Updated

A radical Muslim cleric who served time in a British jail for inciting murder and stirring racial hatred has arrived in Jamaica, the second time he was deported to his native country.

Abdullah el-Faisal arrived in Kingston by private jet Friday night after he traveled from Burkina Faso to Antigua via Cape Verde, authorities said.

El-Faisal spoke briefly to reporters before he left in a minivan with two members of the local Muslim community.

"I'm traveling for two days and you want me to give you an interview?" he was quoted as saying in Saturday's edition of the Jamaica Observer newspaper. "It was a very good flight. It was a private jet. I am very happy to be back home."

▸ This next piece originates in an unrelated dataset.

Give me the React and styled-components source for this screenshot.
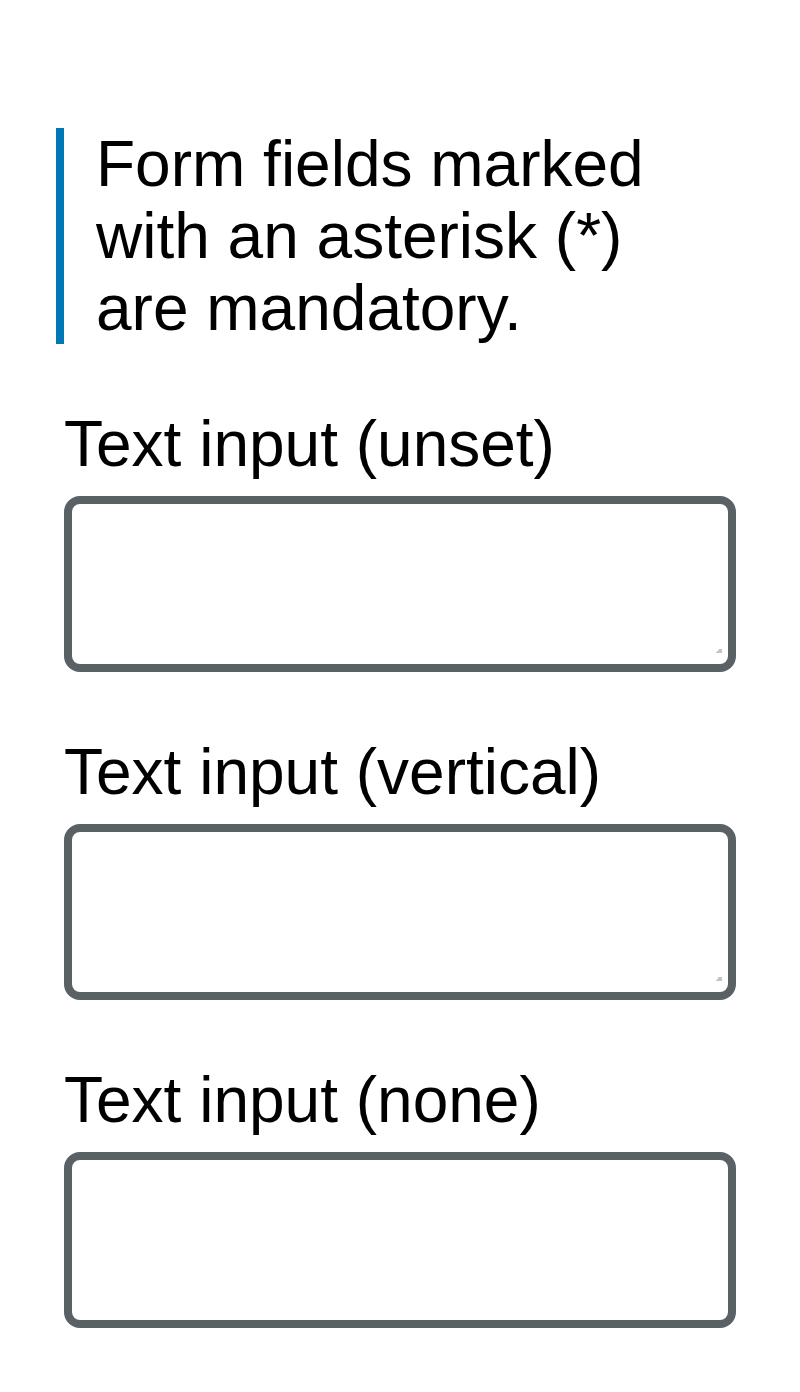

It is unclear where Faisal will live. He previously lived in Spanish Town, just outside Kingston.

Deputy police chief Glenmore Hinds said late Friday that police will maintain surveillance on him but did not provide specifics.

"We'll be doing everything to ensure the safety of Jamaicans will not be compromised," he said.

El-Faisal once led a London mosque attended by convicted terrorists, and Britain has said that his teachings heavily influenced one of the bombers in the 2005 transport network attacks in London that killed 52 people.

In 2007, Britain deported him to Jamaica after he spent four years in jail for urging the killing of Americans, Hindus, Jews and Christians.

In 2009, el-Faisal toured several African countries until he was arrested last month in Kenya. Muslim youth demanded his release during a deadly protest Jan. 15 at a downtown Nairobi mosque that led to the arrest of 400 people. The Muslim Human Rights Forum said at least five people were killed when police shot at demonstrators, while the government says only one person died.

Attempts to deport el-Faisal failed earlier this month when he was denied a transit visa when he arrived in Nigeria en route to Gambia, which had agreed to host him. He was then flown back to Kenya.

Britain, South Africa, Tanzania and the U.S. earlier denied el-Faisal the transit visas he needed to return to Jamaica.